A new attack ad from the National Rifle Association (NRA) depicting a woman as a victim of a home invasion falsely attacks Missouri Democratic Senate candidate Jason Kander with the claim, “You have the right to protect your home with a firearm. But liberal politician Jason Kander voted against your right.”
But the legislation cited in the ad wasn’t about “the right to protect your home with a firearm”; instead -- as explained by a since-deleted post on the NRA’s website -- it was a bill to expand self-defense rights outside of the home, similar to controversial Stand Your Ground laws.
Kander, Missouri’s secretary of state and a veteran of the war in Afghanistan, is facing incumbent Republican Sen. Roy Blunt, who has been endorsed by the NRA.
In the NRA’s September 8 ad, a narrator says, “It’s 4 a.m. and something’s not right. You have a right to protect your home with a firearm. But liberal politician Jason Kander voted against your right. … Jason Kander refused to defend your Second Amendment rights in Jefferson City. How could you trust him in Washington?” During the voiceover, a shadowy figure is seen kicking in a door while a woman sleeps. According to FEC filings, the NRA Political Victory Fund filed a September 6 notice announcing more than $650,000 in advertising spending against Kander.

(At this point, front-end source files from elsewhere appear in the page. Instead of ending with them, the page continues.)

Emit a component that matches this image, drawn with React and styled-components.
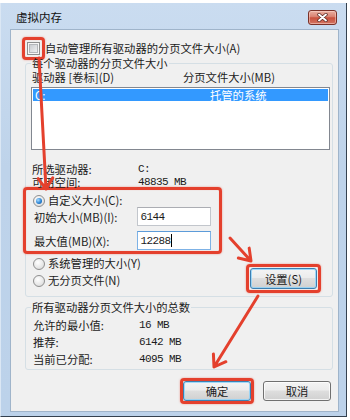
import styled, { createGlobalStyle } from "styled-components";

const RED = "#e4402d";

const GlobalStyle = createGlobalStyle`
  html, body { margin: 0; padding: 0; background: #fff; }
  body {
    font-family: "Noto Sans CJK SC", "Noto Sans", sans-serif;
    font-size: 11.3px;
    color: #1b1b1b;
  }
`;

const Page = styled.div`
  position: relative;
  width: 350px;
  height: 420px;
  padding-top: 3px;
  box-sizing: border-box;
  overflow: hidden;
`;

const Window = styled.div`
  width: 347px;
  height: 414px;
  box-sizing: border-box;
  padding: 0 7px 4px 9px;
  display: flex;
  flex-direction: column;
  background: linear-gradient(180deg, #cadcf0 0%, #bed3ea 40%, #bcd2ea 100%);
  border-left: 1px solid #dbe7f4;
  border-right: 1px solid #34414f;
  border-bottom: 1px solid #34414f;
`;

const TitleBar = styled.div`
  height: 26px;
  flex: none;
  box-sizing: border-box;
  padding: 2px 2px 0 6px;
  display: flex;
  align-items: center;
  justify-content: space-between;
`;

const Title = styled.span`
  line-height: 14px;
  font-size: 11.5px;
  color: #111;
`;

const CloseButton = styled.div`
  width: 29px;
  height: 15px;
  box-sizing: border-box;
  border: 1px solid #7a3128;
  border-radius: 3px;
  display: flex;
  align-items: center;
  justify-content: center;
  background: linear-gradient(180deg, #eab0a2 0%, #d9806f 45%, #c9503c 52%, #d27563 100%);
  box-shadow: inset 0 0 0 1px rgba(255, 220, 210, 0.5);
`;

const Panel = styled.div`
  flex: 1;
  display: flex;
  flex-direction: column;
  background: #f0f0f0;
  border: 1px solid #9fb4ca;
`;

const CheckRow = styled.div`
  margin-top: 11px;
  padding-left: 16px;
  height: 14px;
  display: flex;
  align-items: center;
  gap: 5px;
  line-height: 14px;
`;

const Highlight = styled.span`
  display: inline-flex;
  border: 3px solid ${RED};
  border-radius: 4px;
  padding: ${(p) => p.$pad}px;
  margin: ${(p) => -(p.$pad + 3)}px;
  box-shadow: 0 0 2px rgba(228, 64, 45, 0.55), inset 0 0 1px rgba(228, 64, 45, 0.4);
`;

const Checkbox = styled.span`
  width: 13px;
  height: 13px;
  box-sizing: border-box;
  border: 1px solid #8e8f8f;
  background: #f6f6f6;
  padding: 2px;
  display: block;
  &::after {
    content: "";
    display: block;
    width: 7px;
    height: 7px;
    border: 1px solid #b4b7bb;
    box-sizing: content-box;
    margin: -1px;
    background: linear-gradient(135deg, #c9ccd1 0%, #eeeff1 100%);
  }
`;

const Group = styled.fieldset`
  margin: ${(p) => p.$top}px 5px 0 14px;
  padding: ${(p) => p.$ptop}px 2px ${(p) => p.$pbottom}px 5px;
  border: 1px solid #d5dfe5;
  border-radius: 3px;
  min-width: 0;
`;

const Legend = styled.legend`
  padding: 0 1px;
  line-height: 14px;
`;

const Header = styled.div`
  display: grid;
  grid-template-columns: 151px 1fr;
  line-height: 14px;
  padding-left: 1px;
`;

const ListBox = styled.div`
  margin-top: 3px;
  height: 63px;
  box-sizing: border-box;
  border: 1px solid #828790;
  background: #fff;
  padding: 1px;
`;

const ListRow = styled.div`
  display: grid;
  grid-template-columns: 175px 1fr;
  height: 12px;
  line-height: 12px;
  padding-left: 2px;
  background: ${(p) => (p.$selected ? "#3399ff" : "transparent")};
  color: ${(p) => (p.$selected ? "#fff" : "#1b1b1b")};
`;

const InfoList = styled.div`
  margin-top: ${(p) => p.$top}px;
  padding-left: ${(p) => p.$left}px;
`;

const InfoRow = styled.div`
  display: grid;
  grid-template-columns: 106px 1fr;
  line-height: ${(p) => p.$h}px;
`;

const Mono = styled.span`
  font-family: "Liberation Mono", "DejaVu Sans Mono", monospace;
  font-size: 11px;
  letter-spacing: -0.6px;
`;

const RedFrame = styled.div`
  margin: -2px 0 0 -8px;
  width: 199px;
  box-sizing: border-box;
  border: 3px solid ${RED};
  border-radius: 4px;
  padding: 4px 8px 1px 7px;
  box-shadow: 0 0 2px rgba(228, 64, 45, 0.55), inset 0 0 1px rgba(228, 64, 45, 0.4);
`;

const RadioRow = styled.div`
  display: flex;
  align-items: center;
  gap: 3px;
  height: ${(p) => p.$h}px;
  line-height: 13px;
`;

const Radio = styled.span`
  width: 12px;
  height: 12px;
  box-sizing: border-box;
  border-radius: 50%;
  border: 1px solid #8f8f8f;
  background: radial-gradient(circle at 40% 35%, #ffffff 0%, #e6e6e6 60%, #d0d0d0 100%);
  display: flex;
  align-items: center;
  justify-content: center;
  &::after {
    content: "";
    width: 6px;
    height: 6px;
    border-radius: 50%;
    display: ${(p) => (p.$checked ? "block" : "none")};
    background: radial-gradient(circle at 35% 35%, #a9dcff 0%, #2b85d6 55%, #13508f 100%);
  }
`;

const Field = styled.div`
  display: flex;
  align-items: center;
  height: 19px;
  padding-left: 1px;
  margin-top: ${(p) => p.$top}px;
`;

const FieldLabel = styled.span`
  width: 104px;
  line-height: 14px;
`;

const Input = styled.div`
  width: 74px;
  height: 19px;
  box-sizing: border-box;
  border: 1px solid ${(p) => (p.$focused ? "#7db2e6" : "#c2c6cc")};
  border-top-color: ${(p) => (p.$focused ? "#5c9bd9" : "#abadb3")};
  background: #fff;
  padding-left: 2px;
  display: flex;
  align-items: center;
`;

const Caret = styled.span`
  width: 1px;
  height: 13px;
  margin-left: 1px;
  background: #000;
`;

const Lower = styled.div`
  display: flex;
  align-items: flex-end;
  margin-top: 1px;
`;

const RadioColumn = styled.div`
  padding-left: 2px;
`;

const ButtonSlot = styled.div`
  margin-left: auto;
  margin-right: 13px;
  display: flex;
`;

const Button = styled.button`
  width: ${(p) => p.$w}px;
  height: ${(p) => p.$h}px;
  box-sizing: border-box;
  padding: 0;
  border: 1px solid ${(p) => (p.$default ? "#3c7fb1" : "#707070")};
  border-radius: 3px;
  background: linear-gradient(180deg, #f4f4f4 0%, #ececec 45%, #dedede 50%, #d0d0d0 100%);
  box-shadow: inset 0 0 0 1px ${(p) => (p.$default ? "rgba(140, 210, 250, 0.8)" : "rgba(255, 255, 255, 0.75)")};
  font: inherit;
  color: #1b1b1b;
  line-height: 16px;
`;

const Footer = styled.div`
  margin-top: 11px;
  padding-right: 7px;
  display: flex;
  justify-content: flex-end;
  gap: 12px;
`;

const Overlay = styled.svg`
  position: absolute;
  left: 0;
  top: 0;
  pointer-events: none;
`;

const Arrow = ({ x1, y1, x2, y2 }) => {
  const a = Math.atan2(y2 - y1, x2 - x1);
  const len = 13;
  const spread = 0.6;
  const w1 = [x2 - len * Math.cos(a - spread), y2 - len * Math.sin(a - spread)];
  const w2 = [x2 - len * Math.cos(a + spread), y2 - len * Math.sin(a + spread)];
  return (
    <path
      d={`M${x1} ${y1}L${x2} ${y2}M${w1[0]} ${w1[1]}L${x2} ${y2}L${w2[0]} ${w2[1]}`}
    />
  );
};

export default function App() {
  return (
    <Page>
      <GlobalStyle />
      <Window>
        <TitleBar>
          <Title>虚拟内存</Title>
          <CloseButton>
            <svg width="11" height="9" viewBox="0 0 11 9">
              <path d="M2 1.5L9 7.5M9 1.5L2 7.5" stroke="#5a2a24" strokeWidth="3.4" strokeLinecap="round" />
              <path d="M2 1.5L9 7.5M9 1.5L2 7.5" stroke="#fff" strokeWidth="1.9" strokeLinecap="round" />
            </svg>
          </CloseButton>
        </TitleBar>
        <Panel>
          <CheckRow>
            <Highlight $pad={2}>
              <Checkbox />
            </Highlight>
            <span>自动管理所有驱动器的分页文件大小(A)</span>
          </CheckRow>

          <Group $top={1} $ptop={0} $pbottom={7}>
            <Legend>每个驱动器的分页文件大小</Legend>
            <Header>
              <span>驱动器 [卷标](D)</span>
              <span>分页文件大小(MB)</span>
            </Header>
            <ListBox>
              <ListRow $selected>
                <span>C:</span>
                <span>托管的系统</span>
              </ListRow>
            </ListBox>
            <InfoList $top={13} $left={1}>
              <InfoRow $h={13}>
                <span>所选驱动器:</span>
                <Mono>C:</Mono>
              </InfoRow>
              <InfoRow $h={13}>
                <span>可用空间:</span>
                <Mono>48835 MB</Mono>
              </InfoRow>
            </InfoList>

            <RedFrame>
              <RadioRow $h={13}>
                <Radio $checked />
                <span>自定义大小(C):</span>
              </RadioRow>
              <Field $top={0}>
                <FieldLabel>初始大小(MB)(I):</FieldLabel>
                <Input>
                  <Mono>6144</Mono>
                </Input>
              </Field>
              <Field $top={5}>
                <FieldLabel>最大值(MB)(X):</FieldLabel>
                <Input $focused>
                  <Mono>12288</Mono>
                  <Caret />
                </Input>
              </Field>
            </RedFrame>

            <Lower>
              <RadioColumn>
                <RadioRow $h={17}>
                  <Radio />
                  <span>系统管理的大小(Y)</span>
                </RadioRow>
                <RadioRow $h={17}>
                  <Radio />
                  <span>无分页文件(N)</span>
                </RadioRow>
              </RadioColumn>
              <ButtonSlot>
                <Highlight $pad={1}>
                  <Button $w={67} $h={21} $default>
                    设置(S)
                  </Button>
                </Highlight>
              </ButtonSlot>
            </Lower>
          </Group>

          <Group $top={3} $ptop={3} $pbottom={1}>
            <Legend>所有驱动器分页文件大小的总数</Legend>
            <InfoList $top={0} $left={2}>
              <InfoRow $h={17}>
                <span>允许的最小值:</span>
                <Mono>16 MB</Mono>
              </InfoRow>
              <InfoRow $h={17}>
                <span>推荐:</span>
                <Mono>6142 MB</Mono>
              </InfoRow>
              <InfoRow $h={17}>
                <span>当前已分配:</span>
                <Mono>4095 MB</Mono>
              </InfoRow>
            </InfoList>
          </Group>

          <Footer>
            <Highlight $pad={0}>
              <Button $w={68} $h={20} $default>
                确定
              </Button>
            </Highlight>
            <Button $w={68} $h={20}>
              取消
            </Button>
          </Footer>
        </Panel>
      </Window>

      <Overlay width="350" height="420" viewBox="0 0 350 420">
        <g fill="none" stroke={RED} strokeWidth="3" strokeLinecap="round" strokeLinejoin="round">
          <Arrow x1={39} y1={58} x2={46} y2={189} />
          <Arrow x1={230} y1={238} x2={251} y2={261} />
          <Arrow x1={258} y1={296} x2={214} y2={367} />
        </g>
      </Overlay>
    </Page>
  );
}
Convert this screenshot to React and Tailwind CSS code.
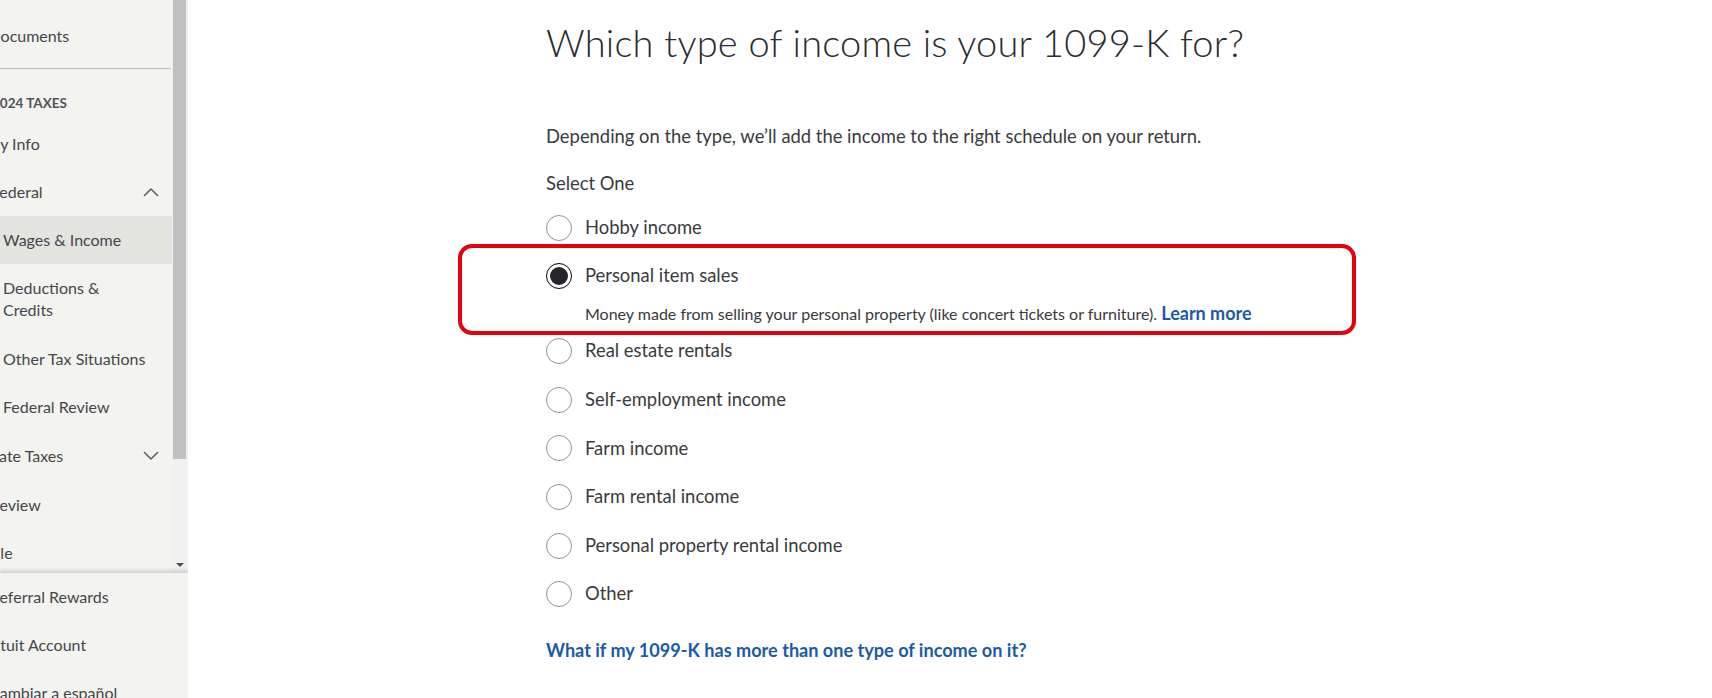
import React from "react";

const FONT = { fontFamily: "Lato, 'Noto Sans', sans-serif" };

function ChevronUp() {
  return (
    <svg width="16" height="10" viewBox="0 0 16 10" fill="none">
      <path d="M1.5 8.5 L8 2 L14.5 8.5" stroke="#5d6267" strokeWidth="1.6" strokeLinecap="round" strokeLinejoin="round" />
    </svg>
  );
}
function ChevronDown() {
  return (
    <svg width="16" height="10" viewBox="0 0 16 10" fill="none">
      <path d="M1.5 1.5 L8 8 L14.5 1.5" stroke="#5d6267" strokeWidth="1.6" strokeLinecap="round" strokeLinejoin="round" />
    </svg>
  );
}

function NavItem({ children, sub, active, chevron, off = "", h = "h-[48.5px]" }) {
  return (
    <div
      className={
        "flex items-center pr-[13px] text-[16px] text-[#43474c] whitespace-nowrap " +
        h +
        " " +
        (active ? "bg-[#e4e4df] " : "") +
        (sub ? "pl-[3px]" : "pl-0")
      }
    >
      <span className={"flex-1 " + off}>{children}</span>
      {chevron === "up" && <ChevronUp />}
      {chevron === "down" && <ChevronDown />}
    </div>
  );
}

function Radio({ checked }) {
  if (checked) {
    return (
      <div className="w-[26px] h-[26px] rounded-full border-[1.5px] border-black bg-white flex items-center justify-center shrink-0">
        <div className="w-[18px] h-[18px] rounded-full bg-[#23272b]" />
      </div>
    );
  }
  return <div className="w-[26px] h-[26px] rounded-full border border-[#8f9398] bg-white shrink-0" />;
}

function Option({ label, h = "h-[48.6px]" }) {
  return (
    <div className={"flex items-center gap-[13px] " + h}>
      <Radio />
      <span className="text-[18.4px] text-[#393a3d]">{label}</span>
    </div>
  );
}

export default function App() {
  return (
    <div className="flex h-[698px] w-[1712px] overflow-hidden bg-white" style={FONT}>
      {/* Sidebar */}
      <aside className="w-[188px] shrink-0 flex flex-col bg-[#f3f3ef] overflow-hidden">
        <div className="h-[572px] shrink-0 flex overflow-hidden">
          <div className="w-[172px] shrink-0 overflow-hidden">
            <div className="h-[12px]" />
            <NavItem off="-ml-[11.5px]" h="h-[48px]">Documents</NavItem>
            <div className="mt-[8px] h-px w-[171px] bg-[#b9bcbc]" />
            <div className="h-[22px]" />
            <div className="h-[24px] flex items-center text-[13.5px] font-bold text-[#50555a] whitespace-nowrap">
              <span className="-ml-[8px]">2024 TAXES</span>
            </div>
            <div className="h-[5px]" />
            <NavItem off="-ml-[14.5px]" h="h-[48px]">My Info</NavItem>
            <NavItem off="-ml-[9px]" chevron="up" h="h-[48px]">Federal</NavItem>
            <NavItem sub active h="h-[48px]">Wages &amp; Income</NavItem>
            <div className="pl-[3px] py-[13px] text-[16px] leading-[22px] text-[#43474c]">
              Deductions &amp;
              <br />
              Credits
            </div>
            <NavItem sub h="h-[49px]">Other Tax Situations</NavItem>
            <NavItem sub h="h-[48.5px]">Federal Review</NavItem>
            <NavItem off="-ml-[15px]" chevron="down" h="h-[49px]">State Taxes</NavItem>
            <NavItem off="-ml-[10px]" h="h-[48.5px]">Review</NavItem>
            <NavItem off="-ml-[12.5px]">File</NavItem>
          </div>
          {/* scrollbar */}
          <div className="w-[16px] shrink-0 bg-[#f0f0f0] flex flex-col items-center">
            <div className="w-[13px] h-[459px] bg-[#c1c1c1] ml-[1px] self-start" />
            <div className="flex-1" />
            <div className="mb-[5px] w-0 h-0 border-l-[4px] border-r-[4px] border-t-[4px] border-l-transparent border-r-transparent border-t-[#505050]" />
          </div>
        </div>
        <div className="flex-1 min-h-0 border-t border-[#d4d4d0] shadow-[0_-2px_3px_rgba(0,0,0,0.12)] relative">
          <div className="w-[172px] overflow-hidden">
            <NavItem off="-ml-[10px]" h="h-[48px]">Referral Rewards</NavItem>
            <NavItem off="-ml-[13px]" h="h-[48px]">Intuit Account</NavItem>
            <NavItem off="-ml-[11px]" h="h-[48px]">Cambiar a español</NavItem>
          </div>
        </div>
      </aside>

      {/* Main */}
      <main className="flex-1 pl-[358px] text-[#393a3d]">
        <h1 className="pt-[18px] text-[38px] leading-[48px] font-light text-[#2a2c2f] tracking-[0.2px]">
          Which type of income is your 1099-K for?
        </h1>
        <p className="mt-[58px] text-[18.4px] leading-[24px]">
          Depending on the type, we’ll add the income to the right schedule on your return.
        </p>
        <p className="mt-[23px] text-[18.4px] leading-[24px]">Select One</p>
        <div className="mt-[8px]">
          <Option label="Hobby income" h="h-[49px]" />
          <div className="relative">
            <div className="absolute -left-[88px] -top-[8px] w-[898px] h-[91px] border-[4px] border-[#e5000d] rounded-[14px] pointer-events-none" />
            <div className="flex items-center gap-[13px] h-[48px]">
              <Radio checked />
              <span className="text-[18.4px]">Personal item sales</span>
            </div>
            <div className="mt-[3px] pl-[39px] text-[16px] leading-[20px]">
              Money made from selling your personal property (like concert tickets or furniture).{" "}
              <a className="font-bold text-[18px] text-[#1c5aa6]">Learn more</a>
            </div>
          </div>
          <div className="h-[3px]" />
          <Option label="Real estate rentals" />
          <Option label="Self-employment income" />
          <Option label="Farm income" />
          <Option label="Farm rental income" />
          <Option label="Personal property rental income" />
          <Option label="Other" />
        </div>
        <a className="block mt-[19px] text-[18.1px] leading-[24px] font-bold text-[#1c5aa6]">
          What if my 1099-K has more than one type of income on it?
        </a>
      </main>
    </div>
  );
}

In support of its claim about Kander’s record, the NRA cites a vote Kander made on House Bill 668 in 2009 while serving in the Missouri House of Representatives:
But according to an archived version of the NRA’s website, H.B. 668 “would expand Missouri’s Castle Doctrine to now include your private property boundaries” -- meaning it would have expanded the self-defense protections already available in the home to outdoor property:
As the text of the bill confirms, when H.B. 668 was being considered, Missouri’s self-defense law already provided that there is no duty to retreat before using force, including deadly force, in the home: “A person does not have a duty to retreat from a dwelling, residence, or vehicle where the person is not unlawfully entering or unlawfully remaining.”
The juxtaposition of images of a home invasion with false claims about a candidate’s record is a common tactic in NRA election ads. In 2014, an NRA ad showed a home invasion while claiming that then-Louisiana Sen. Mary Landrieu “voted to take away your gun rights.” In that ad, the NRA cited Landrieu’s vote in favor of expanding background checks on gun sales following the 2012 Sandy Hook Elementary School mass shooting.
PolitiFact rated the ad “pants on fire,” calling it “downright scary” and noting that it “can only be described as fear mongering.” The Washington Post’s Fact Checker similarly gave the ad “Four Pinocchios” -- its worst rating -- citing the “hyperbolic disconnect between the images on the screen and the practical impact of the law in question.”